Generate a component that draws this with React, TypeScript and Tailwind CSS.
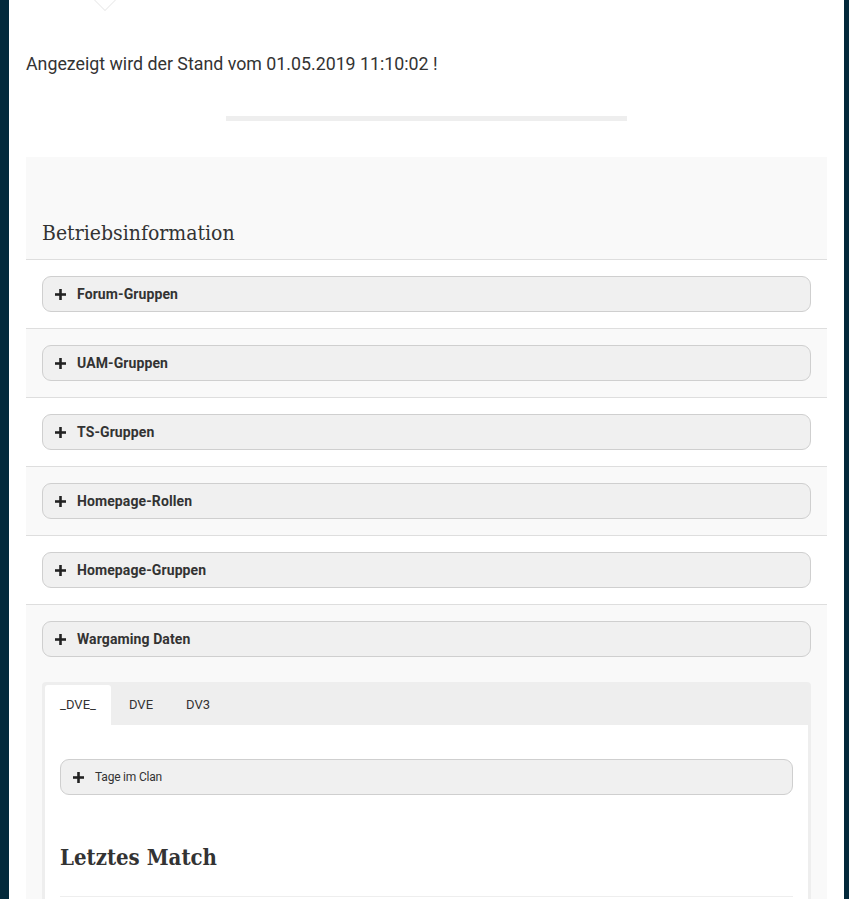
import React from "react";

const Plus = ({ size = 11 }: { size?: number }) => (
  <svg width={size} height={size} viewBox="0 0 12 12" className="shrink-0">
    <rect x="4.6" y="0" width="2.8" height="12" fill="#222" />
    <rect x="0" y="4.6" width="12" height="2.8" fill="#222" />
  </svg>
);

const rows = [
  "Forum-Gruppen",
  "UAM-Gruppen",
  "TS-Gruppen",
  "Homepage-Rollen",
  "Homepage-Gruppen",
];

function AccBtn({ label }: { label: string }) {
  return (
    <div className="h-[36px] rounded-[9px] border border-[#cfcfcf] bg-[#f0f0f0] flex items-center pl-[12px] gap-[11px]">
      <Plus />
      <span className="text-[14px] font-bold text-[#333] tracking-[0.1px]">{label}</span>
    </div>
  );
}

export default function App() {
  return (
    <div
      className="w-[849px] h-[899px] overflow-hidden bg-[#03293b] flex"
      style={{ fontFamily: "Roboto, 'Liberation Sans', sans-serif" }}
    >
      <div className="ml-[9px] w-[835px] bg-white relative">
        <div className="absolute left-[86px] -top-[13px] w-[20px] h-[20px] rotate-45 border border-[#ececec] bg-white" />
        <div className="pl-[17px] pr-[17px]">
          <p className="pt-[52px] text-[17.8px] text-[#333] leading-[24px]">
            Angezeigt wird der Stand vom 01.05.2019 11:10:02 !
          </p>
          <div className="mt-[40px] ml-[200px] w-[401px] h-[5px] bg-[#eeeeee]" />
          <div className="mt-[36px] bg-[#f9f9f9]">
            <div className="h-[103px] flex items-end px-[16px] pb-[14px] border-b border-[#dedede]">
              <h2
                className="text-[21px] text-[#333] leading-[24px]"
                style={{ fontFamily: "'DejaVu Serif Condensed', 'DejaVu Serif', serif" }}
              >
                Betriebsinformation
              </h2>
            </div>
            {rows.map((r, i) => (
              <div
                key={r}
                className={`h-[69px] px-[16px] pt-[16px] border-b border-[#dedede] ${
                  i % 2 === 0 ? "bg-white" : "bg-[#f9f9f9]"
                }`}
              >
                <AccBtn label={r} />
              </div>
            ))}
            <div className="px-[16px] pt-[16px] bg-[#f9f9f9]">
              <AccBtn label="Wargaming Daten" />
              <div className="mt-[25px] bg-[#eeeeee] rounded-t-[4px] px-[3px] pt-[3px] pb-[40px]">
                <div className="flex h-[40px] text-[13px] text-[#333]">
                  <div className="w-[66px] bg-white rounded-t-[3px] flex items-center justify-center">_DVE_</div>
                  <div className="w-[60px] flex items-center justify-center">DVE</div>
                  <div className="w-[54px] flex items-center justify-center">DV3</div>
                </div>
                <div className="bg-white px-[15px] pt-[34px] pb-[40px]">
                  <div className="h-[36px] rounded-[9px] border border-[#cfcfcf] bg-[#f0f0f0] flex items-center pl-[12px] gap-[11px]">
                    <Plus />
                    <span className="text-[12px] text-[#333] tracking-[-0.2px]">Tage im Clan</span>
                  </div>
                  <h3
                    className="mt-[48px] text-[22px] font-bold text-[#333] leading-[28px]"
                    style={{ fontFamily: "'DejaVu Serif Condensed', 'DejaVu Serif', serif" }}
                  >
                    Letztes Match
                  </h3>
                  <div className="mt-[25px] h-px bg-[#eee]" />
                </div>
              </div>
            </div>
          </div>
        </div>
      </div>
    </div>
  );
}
__________________________________________________
--- Requirements ---
Copy out the whole listing exactly, and don't carry over any pictures.

--- Complete output ---
Generate a component that draws this with React, TypeScript and Tailwind CSS.
import React from "react";

const Plus = ({ size = 11 }: { size?: number }) => (
  <svg width={size} height={size} viewBox="0 0 12 12" className="shrink-0">
    <rect x="4.6" y="0" width="2.8" height="12" fill="#222" />
    <rect x="0" y="4.6" width="12" height="2.8" fill="#222" />
  </svg>
);

const rows = [
  "Forum-Gruppen",
  "UAM-Gruppen",
  "TS-Gruppen",
  "Homepage-Rollen",
  "Homepage-Gruppen",
];

function AccBtn({ label }: { label: string }) {
  return (
    <div className="h-[36px] rounded-[9px] border border-[#cfcfcf] bg-[#f0f0f0] flex items-center pl-[12px] gap-[11px]">
      <Plus />
      <span className="text-[14px] font-bold text-[#333] tracking-[0.1px]">{label}</span>
    </div>
  );
}

export default function App() {
  return (
    <div
      className="w-[849px] h-[899px] overflow-hidden bg-[#03293b] flex"
      style={{ fontFamily: "Roboto, 'Liberation Sans', sans-serif" }}
    >
      <div className="ml-[9px] w-[835px] bg-white relative">
        <div className="absolute left-[86px] -top-[13px] w-[20px] h-[20px] rotate-45 border border-[#ececec] bg-white" />
        <div className="pl-[17px] pr-[17px]">
          <p className="pt-[52px] text-[17.8px] text-[#333] leading-[24px]">
            Angezeigt wird der Stand vom 01.05.2019 11:10:02 !
          </p>
          <div className="mt-[40px] ml-[200px] w-[401px] h-[5px] bg-[#eeeeee]" />
          <div className="mt-[36px] bg-[#f9f9f9]">
            <div className="h-[103px] flex items-end px-[16px] pb-[14px] border-b border-[#dedede]">
              <h2
                className="text-[21px] text-[#333] leading-[24px]"
                style={{ fontFamily: "'DejaVu Serif Condensed', 'DejaVu Serif', serif" }}
              >
                Betriebsinformation
              </h2>
            </div>
            {rows.map((r, i) => (
              <div
                key={r}
                className={`h-[69px] px-[16px] pt-[16px] border-b border-[#dedede] ${
                  i % 2 === 0 ? "bg-white" : "bg-[#f9f9f9]"
                }`}
              >
                <AccBtn label={r} />
              </div>
            ))}
            <div className="px-[16px] pt-[16px] bg-[#f9f9f9]">
              <AccBtn label="Wargaming Daten" />
              <div className="mt-[25px] bg-[#eeeeee] rounded-t-[4px] px-[3px] pt-[3px] pb-[40px]">
                <div className="flex h-[40px] text-[13px] text-[#333]">
                  <div className="w-[66px] bg-white rounded-t-[3px] flex items-center justify-center">_DVE_</div>
                  <div className="w-[60px] flex items-center justify-center">DVE</div>
                  <div className="w-[54px] flex items-center justify-center">DV3</div>
                </div>
                <div className="bg-white px-[15px] pt-[34px] pb-[40px]">
                  <div className="h-[36px] rounded-[9px] border border-[#cfcfcf] bg-[#f0f0f0] flex items-center pl-[12px] gap-[11px]">
                    <Plus />
                    <span className="text-[12px] text-[#333] tracking-[-0.2px]">Tage im Clan</span>
                  </div>
                  <h3
                    className="mt-[48px] text-[22px] font-bold text-[#333] leading-[28px]"
                    style={{ fontFamily: "'DejaVu Serif Condensed', 'DejaVu Serif', serif" }}
                  >
                    Letztes Match
                  </h3>
                  <div className="mt-[25px] h-px bg-[#eee]" />
                </div>
              </div>
            </div>
          </div>
        </div>
      </div>
    </div>
  );
}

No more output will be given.